Lawyers also get distressed by dealing with greedy clients. In Los Angeles, the State Insurance Commission reports, the frequency at which people file auto-accident personal-injury claims is nearly twice that of the average of other major California cities. No matter how slight the impact, says Anne Koza, a Los Angeles personal injury lawyer, many people “jump out of their cars holding their necks.”

Although such clients are “morally repugnant” to many lawyers, says Stacey Betterman, 35, a lawyer with Jacoby & Meyers in Rosemead, “the bread and butter of a personal injury law practice are soft-body-tissue (no broken bones) claims by unemployed poor people.” Lawyers can’t afford to be choosy. Meantime, Betterman says, clients who are plaintiffs in personal injury cases one day are defendants in criminal cases the next: “It’s almost humorous at times.”

But it is hardly fun. The lawyer spends time filling out forms, arguing with insurance adjusters over the size of a settlement and fielding calls from clients asking, “Where’s my check?”

The result, Betterman says: Many lawyers get “disgusted with their own clients and perhaps on some level with themselves. . . .”

Advertisement

To escape what he saw as the cynicism of personal injury law, Betterman recently switched to family (divorce) law.
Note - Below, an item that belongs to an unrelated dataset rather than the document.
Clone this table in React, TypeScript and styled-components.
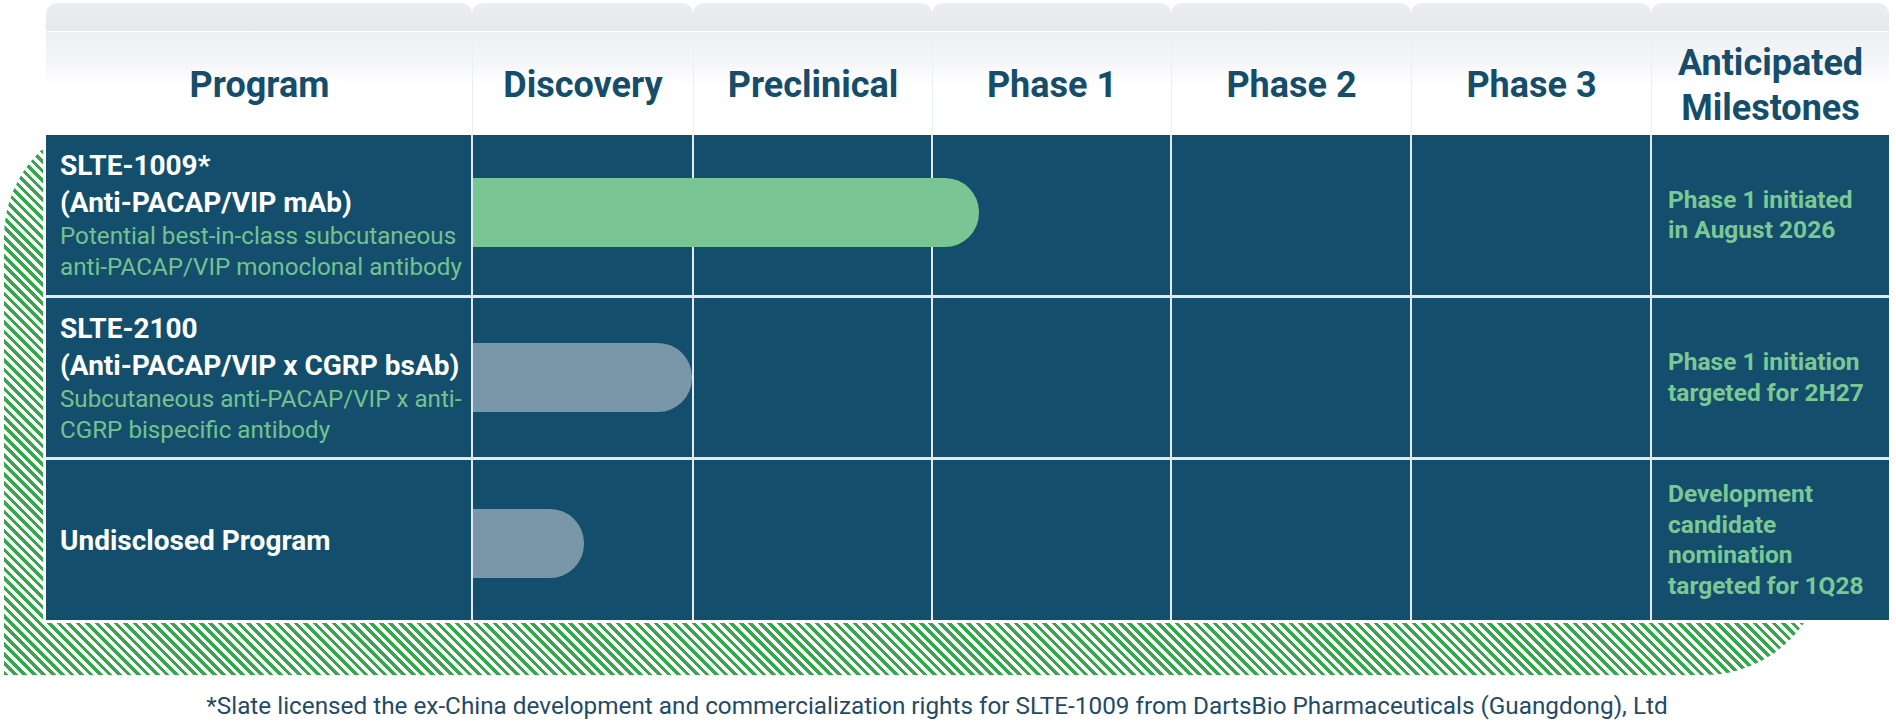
import React from "react";
import styled, { createGlobalStyle } from "styled-components";

const GlobalStyle = createGlobalStyle`
  html, body { margin: 0; padding: 0; background: #ffffff; }
  body { font-family: Roboto, "Liberation Sans", Arial, sans-serif; }
`;

const NAVY = "#134f6c";
const HEAD_TEXT = "#154d6b";

const Page = styled.div`
  width: 1896px;
  height: 723px;
  overflow: hidden;
  display: flex;
  flex-direction: column;
`;

const ChartArea = styled.div`
  position: relative;
  padding: 3px 7px 55px 46px;

  &::before {
    content: "";
    position: absolute;
    left: 4px;
    top: 117px;
    width: 1821px;
    bottom: 0;
    border-radius: 120px 0 120px 0;
    background: repeating-linear-gradient(
      45deg,
      #34a84a 0px,
      #34a84a 3.3px,
      #ffffff 3.3px,
      #ffffff 6.7px
    );
  }
`;

const Table = styled.div`
  position: relative;
  z-index: 1;
  display: flex;
  flex-direction: column;
`;

const HeaderRow = styled.div`
  display: grid;
  grid-template-columns: 426px 221px 239px 239px 240px 240px 238px;
`;

const HeaderCell = styled.div`
  display: flex;
  flex-direction: column;
`;

const Tab = styled.div`
  height: 28px;
  margin-bottom: 1px;
  border-radius: 11px 11px 0 0;
  background: linear-gradient(#eceef1, #e5e8eb);
`;

const HeaderLabel = styled.div<{ $first?: boolean }>`
  box-sizing: border-box;
  height: 103px;
  padding-top: 4px;
  display: flex;
  align-items: center;
  justify-content: center;
  text-align: center;
  font-weight: 700;
  font-size: 36px;
  line-height: 45px;
  color: ${HEAD_TEXT};
  background: linear-gradient(#edeff2 0px, #f5f6f8 30px, #ffffff 54px);
  border-left: 1px solid ${(p) => (p.$first ? "transparent" : "#eceff2")};
`;

const Body = styled.div`
  display: grid;
  grid-template-columns: 425px 219px 237px 237px 238px 238px 237px;
  grid-template-rows: 160px 159px 160px;
  gap: 3px 2px;
  background: #e2eaf0;
  box-shadow: 0 0 0 3px #ffffff;
`;

const Cell = styled.div`
  position: relative;
  background: ${NAVY};
  display: flex;
  align-items: center;
`;

const ProgramCell = styled(Cell)`
  flex-direction: column;
  justify-content: center;
  align-items: flex-start;
  padding: 0 14px;
`;

const Title = styled.div`
  font-weight: 700;
  font-size: 28px;
  line-height: 37px;
  color: #ffffff;
  white-space: nowrap;
`;

const Desc = styled.div`
  font-weight: 400;
  font-size: 24.2px;
  line-height: 31px;
  color: #74c290;
  white-space: nowrap;
`;

const Bar = styled.div<{ $tone: "green" | "grey" }>`
  position: absolute;
  z-index: 2;
  left: 0;
  top: 50%;
  height: 69px;
  margin-top: -35px;
  border-radius: 0 34px 34px 0;
  background: ${(p) => (p.$tone === "green" ? "#79c594" : "#7a97aa")};
`;

const MilestoneCell = styled(Cell)`
  padding: 0 12px 0 16px;
`;

const Milestone = styled.div`
  font-weight: 700;
  font-size: 24.5px;
  line-height: 30.5px;
  color: #7bc895;
`;

const Footnote = styled.p`
  margin: 16px 0 0;
  padding-right: 22px;
  text-align: center;
  font-size: 24.3px;
  line-height: 30px;
  font-weight: 400;
  color: #1f4b66;
  white-space: nowrap;
`;

type Program = {
  title: string[];
  desc: string[];
  bar: number;
  shift: number;
  tone: "green" | "grey";
  milestone: string[];
};

const headers: string[][] = [
  ["Program"],
  ["Discovery"],
  ["Preclinical"],
  ["Phase 1"],
  ["Phase 2"],
  ["Phase 3"],
  ["Anticipated", "Milestones"],
];

const programs: Program[] = [
  {
    title: ["SLTE-1009*", "(Anti-PACAP/VIP mAb)"],
    desc: ["Potential best-in-class subcutaneous", "anti-PACAP/VIP monoclonal antibody"],
    bar: 506,
    shift: -2,
    tone: "green",
    milestone: ["Phase 1 initiated", "in August 2026"],
  },
  {
    title: ["SLTE-2100", "(Anti-PACAP/VIP x CGRP bsAb)"],
    desc: ["Subcutaneous anti-PACAP/VIP x anti-", "CGRP bispecific antibody"],
    bar: 219,
    shift: 0,
    tone: "grey",
    milestone: ["Phase 1 initiation", "targeted for 2H27"],
  },
  {
    title: ["Undisclosed Program"],
    desc: [],
    bar: 111,
    shift: 4,
    tone: "grey",
    milestone: ["Development", "candidate", "nomination", "targeted for 1Q28"],
  },
];

const Lines: React.FC<{ lines: string[] }> = ({ lines }) => (
  <>
    {lines.map((l, i) => (
      <React.Fragment key={i}>
        {i > 0 && <br />}
        {l}
      </React.Fragment>
    ))}
  </>
);

export default function App() {
  return (
    <Page>
      <GlobalStyle />
      <ChartArea>
        <Table>
          <HeaderRow>
            {headers.map((h, i) => (
              <HeaderCell key={i}>
                <Tab />
                <HeaderLabel $first={i === 0}>
                  <span>
                    <Lines lines={h} />
                  </span>
                </HeaderLabel>
              </HeaderCell>
            ))}
          </HeaderRow>
          <Body>
            {programs.map((p, r) => (
              <React.Fragment key={r}>
                <ProgramCell>
                  {p.title.map((t, i) => (
                    <Title key={i}>{t}</Title>
                  ))}
                  {p.desc.map((d, i) => (
                    <Desc key={i}>{d}</Desc>
                  ))}
                </ProgramCell>
                <Cell>
                  <Bar
                    $tone={p.tone}
                    style={{ width: p.bar, transform: `translateY(${p.shift}px)` }}
                  />
                </Cell>
                <Cell />
                <Cell />
                <Cell />
                <Cell />
                <MilestoneCell>
                  <Milestone>
                    <Lines lines={p.milestone} />
                  </Milestone>
                </MilestoneCell>
              </React.Fragment>
            ))}
          </Body>
        </Table>
      </ChartArea>
      <Footnote>
        *Slate licensed the ex-China development and commercialization rights for SLTE-1009 from
        DartsBio Pharmaceuticals (Guangdong), Ltd
      </Footnote>
    </Page>
  );
}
That offered a small improvement but “the day to day experience of most (divorce) attorneys is one of grinding trivialities. There’s an incessant flow of petty client demands: ‘Who gets the toaster? She signed my name to the tax refund check.’

Adversarial Nature

“I think one would have to have a deranged sensibility to genuinely enjoy what the day-to-day practice of law is like,” because it “largely consists of arguing with other people about money,” Betterman says.

The adversarial nature of the profession also troubles many lawyers. In litigation, “you fight about everything,” says Schneider. “It’s like going to war. No matter what it is, you fight about it and it goes on forever.”
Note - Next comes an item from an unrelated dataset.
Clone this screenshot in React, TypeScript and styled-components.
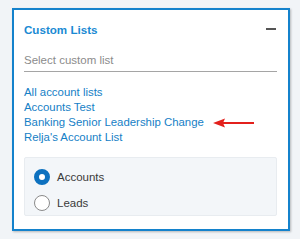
import React from "react";
import styled, { createGlobalStyle } from "styled-components";

const Global = createGlobalStyle`
  html, body { margin: 0; padding: 0; background: #f1f4f7; }
  body { font-family: "Liberation Sans", Arial, sans-serif; }
`;

const Page = styled.div`
  width: 300px;
  height: 239px;
  padding: 8px 0 0 12px;
  box-sizing: border-box;
`;

const Card = styled.section`
  width: 278px;
  height: 223px;
  box-sizing: border-box;
  background: #fff;
  border: 2px solid #1482cc;
  box-shadow: 1px 1px 2px rgba(0, 0, 0, 0.25);
  padding: 11px 11px 0 10px;
  display: flex;
  flex-direction: column;
`;

const Header = styled.div`
  display: flex;
  align-items: center;
  justify-content: space-between;
  height: 16px;
`;

const Title = styled.h2`
  margin: 0;
  font-size: 11.6px;
  font-weight: 700;
  color: #1a8ad3;
`;

const Minus = styled.span`
  width: 10px;
  height: 2px;
  background: #555;
  margin-right: 1px;
`;

const Select = styled.div`
  margin-top: 14px;
  height: 20px;
  border-bottom: 1.5px solid #a5a5a5;
  font-size: 11.5px;
  color: #8b8b8b;
  line-height: 18px;
`;

const Links = styled.ul`
  list-style: none;
  margin: 13px 0 0;
  padding: 0;
`;

const LinkItem = styled.li`
  font-size: 11.4px;
  line-height: 15px;
  color: #1580c6;
  display: flex;
  align-items: center;
`;

const Arrow = styled.svg`
  margin-left: 9px;
`;

const RadioBox = styled.div`
  margin-top: 12px;
  background: #f3f6f9;
  border: 1px solid #e8ecf0;
  border-radius: 2px;
  height: 59px;
  box-sizing: border-box;
  padding: 10px 0 0 9px;
  display: flex;
  flex-direction: column;
  gap: 9px;
`;

const RadioRow = styled.label`
  display: flex;
  align-items: center;
  gap: 7px;
  font-size: 11.5px;
  color: #3a3a3a;
  height: 17px;
`;

const Dot = styled.span<{ $on?: boolean }>`
  width: 16px;
  height: 16px;
  border-radius: 50%;
  box-sizing: border-box;
  background: #fff;
  border: ${(p) => (p.$on ? "5px solid #0d71bf" : "1px solid #8a8a8a")};
`;

export default function App() {
  return (
    <>
      <Global />
      <Page>
        <Card>
          <Header>
            <Title>Custom Lists</Title>
            <Minus />
          </Header>
          <Select>Select custom list</Select>
          <Links>
            <LinkItem>All account lists</LinkItem>
            <LinkItem>Accounts Test</LinkItem>
            <LinkItem>
              Banking Senior Leadership Change
              <Arrow width="42" height="10" viewBox="0 0 42 10">
                <path d="M10 5 H41" stroke="#e3201c" strokeWidth="2" />
                <path d="M0 5 L12 0.5 L10 5 L12 9.5 Z" fill="#e3201c" />
              </Arrow>
            </LinkItem>
            <LinkItem>Relja's Account List</LinkItem>
          </Links>
          <RadioBox>
            <RadioRow>
              <Dot $on />
              Accounts
            </RadioRow>
            <RadioRow>
              <Dot />
              Leads
            </RadioRow>
          </RadioBox>
        </Card>
      </Page>
    </>
  );
}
John Shean, a Los Angeles trial lawyer for eight years, observes that, “You can end up litigating for four years to go to trial for two weeks.”
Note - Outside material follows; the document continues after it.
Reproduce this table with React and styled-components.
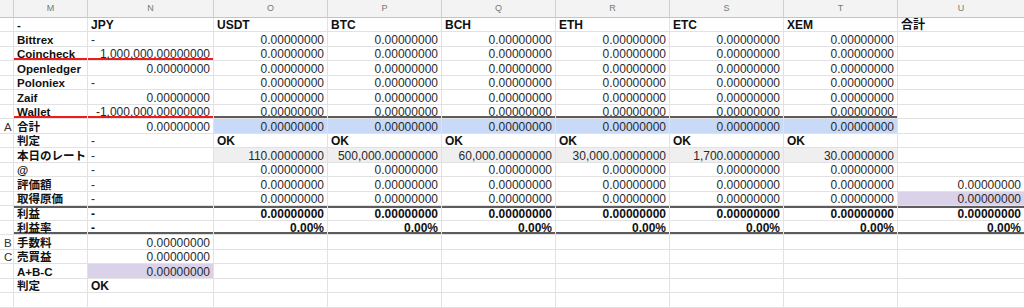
import React from "react";
import styled, { createGlobalStyle } from "styled-components";

const GlobalStyle = createGlobalStyle`
  html, body {
    margin: 0;
    padding: 0;
    background: #ffffff;
  }
  body {
    font-family: "Liberation Sans", Arial, "Noto Sans CJK JP", sans-serif;
  }
`;

const Viewport = styled.div`
  width: 1024px;
  height: 308px;
  overflow: hidden;
  background: #ffffff;
`;

const Sheet = styled.div`
  display: grid;
  grid-template-columns: 14px 74px 126px repeat(6, 114px) 127px;
  grid-template-rows: 17.5px;
  grid-auto-rows: 14.5px;
  width: 1025px;
`;

const HeaderCell = styled.div`
  box-sizing: border-box;
  background: #f3f3f3;
  border-right: 1px solid #d0d0d0;
  border-bottom: 1px solid #c4c4c4;
  color: #777;
  font-size: 9px;
  line-height: 16px;
  text-align: center;
`;

const Cell = styled.div`
  box-sizing: border-box;
  border-right: 1px solid #e2e2e2;
  border-bottom: 1px solid #e2e2e2;
  background: ${(p) => p.$bg || "#ffffff"};
  box-shadow: ${(p) =>
    [
      p.$top && `inset 0 2px 0 ${p.$top}`,
      p.$under && `inset 0 -2px 0 ${p.$under}`,
    ]
      .filter(Boolean)
      .join(", ") || "none"};
  padding: 1.5px 3px 0;
  font-size: ${(p) => (p.$label ? "11.5px" : "12px")};
  font-weight: ${(p) => (p.$bold ? 700 : 400)};
  color: ${(p) => (p.$bold ? "#111" : "#2a2a2a")};
  line-height: 13px;
  text-align: ${(p) => p.$align || "left"};
  white-space: nowrap;
`;

const Marker = styled(Cell)`
  padding-left: 4px;
  padding-right: 0;
  color: #333;
  font-size: 11.5px;
`;

const ZERO = "0.00000000";
const DARK = "#5c5c5c";
const RED = "#ee1c1c";
const BLUE = "#c9daf8";
const GREY = "#efefef";
const PURPLE = "#d9d2e9";

const letters = ["", "M", "N", "O", "P", "Q", "R", "S", "T", "U"];
const coins = ["USDT", "BTC", "BCH", "ETH", "ETC", "XEM"];
const rates = [
  "110.00000000",
  "500,000.00000000",
  "60,000.00000000",
  "30,000.00000000",
  "1,700.00000000",
  "30.00000000",
];

const num = (v, extra = {}) => ({ v, align: "right", ...extra });
const dash = (extra = {}) => ({ v: "-", ...extra });
const six = (fn) => coins.map((_, i) => fn(i));

const exchange = (name, jpy, under) => ({
  label: name,
  under,
  n: jpy === "-" ? dash() : num(jpy),
  coins: six(() => num(ZERO)),
  coinUnder: name === "Wallet" ? DARK : null,
});

const rows = [
  {
    label: "-",
    n: { v: "JPY", bold: true },
    coins: coins.map((c) => ({ v: c, bold: true })),
    u: { v: "合計", bold: true },
  },
  exchange("Bittrex", "-"),
  exchange("Coincheck", "1,000,000.00000000", RED),
  exchange("Openledger", ZERO),
  exchange("Poloniex", "-"),
  exchange("Zaif", ZERO),
  exchange("Wallet", "-1,000,000.00000000", RED),
  {
    marker: "A",
    label: "合計",
    n: num(ZERO),
    coins: six(() => num(ZERO, { bg: BLUE })),
  },
  {
    label: "判定",
    n: dash(),
    coins: six(() => ({ v: "OK", bold: true })),
  },
  {
    label: "本日のレート",
    n: dash(),
    coins: six((i) => num(rates[i], { bg: GREY })),
  },
  { label: "@", n: dash(), coins: six(() => num(ZERO)) },
  { label: "評価額", n: dash(), coins: six(() => num(ZERO)), u: num(ZERO) },
  {
    label: "取得原価",
    n: dash(),
    coins: six(() => num(ZERO)),
    u: num(ZERO, { bg: PURPLE }),
  },
  {
    label: "利益",
    top: DARK,
    n: dash({ bold: true }),
    coins: six(() => num(ZERO, { bold: true })),
    u: num(ZERO, { bold: true }),
  },
  {
    label: "利益率",
    bottom: DARK,
    n: dash({ bold: true }),
    coins: six(() => num("0.00%", { bold: true })),
    u: num("0.00%", { bold: true }),
  },
  { marker: "B", label: "手数料", n: num(ZERO) },
  { marker: "C", label: "売買益", n: num(ZERO) },
  { label: "A+B-C", n: num(ZERO, { bg: PURPLE }) },
  { label: "判定", n: { v: "OK", bold: true } },
  {},
  {},
];

const DataCell = ({ c, top, under }) => (
  <Cell
    $align={c && c.align}
    $bold={c && c.bold}
    $bg={c && c.bg}
    $top={top}
    $under={under}
  >
    {c ? c.v : ""}
  </Cell>
);

const SheetRow = ({ row }) => {
  const top = row.top;
  const under = row.bottom;
  return (
    <>
      <Marker>{row.marker || ""}</Marker>
      <Cell $bold $label $top={top} $under={row.under || under}>
        {row.label || ""}
      </Cell>
      <DataCell c={row.n} top={top} under={row.under || under} />
      {(row.coins || six(() => null)).map((c, i) => (
        <DataCell key={i} c={c} top={top} under={row.coinUnder || under} />
      ))}
      <DataCell c={row.u} top={top} under={under} />
    </>
  );
};

export default function App() {
  return (
    <Viewport>
      <GlobalStyle />
      <Sheet>
        {letters.map((l, i) => (
          <HeaderCell key={i}>{l}</HeaderCell>
        ))}
        {rows.map((row, i) => (
          <SheetRow key={i} row={row} />
        ))}
      </Sheet>
    </Viewport>
  );
}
While a trial usually is fun--it is an “ego trip” to tear up an opposition witness--”it’s not clear that it is useful to society,” Shean says.

Unlike engineers or craftsmen who get the satisfaction of producing something with their hands, lawyers spend 90% of their time filling out paper work that few people will read, let alone pay any attention to, Betterman says. In the process, they become what Driver, the USC business school professor, calls “paper warriors,” people whose lives are filled with a series of meaningless maneuvers. “And at some point, people stop and ask themselves why are they doing this? ‘What’s the point of it?,’ ” he says.

Advertisement

Betterman has considered leaving the law many times, he says, adding, “Then I ask myself, ‘What else can I do?’ I’ve been an attorney since the age of 25. I really don’t know any other occupation.”

Shean, formerly a trial lawyer with the downtown firm of Wise, Wiezorek, Timmons & Wise, decided to leave the law--no matter what: “I just became disenchanted with the way the people involved in the system were running it, from the Legislature to the judiciary to the attorneys. I lay a lot of blame on the attorneys.”

On June 30, Shean, who lost a son to liver disease three years ago, resigned his partnership to become president of the Children’s Organ Transplant Assn. in Bloomington, Ind.

“One of my law partners said, ‘I admire you for having the guts to do what the rest of us would like to do,’ ” he says. “But they can do it. A lot of people could do it.” All it takes is a willingness to accept a pay cut as his family did--from $130,000 a year to $30,000.

For him, Shean says, it became clear that there were things more important than personal wealth: “I saw that if I was going to be making money or saving money, I wanted to do it for children, not a big corporation or greedy insurance company or a greedy client.”

Besides, he says, it is not as if people wanting to sue someone will lack for attorneys to file the lawsuit: “There are plenty of people who will take my place.”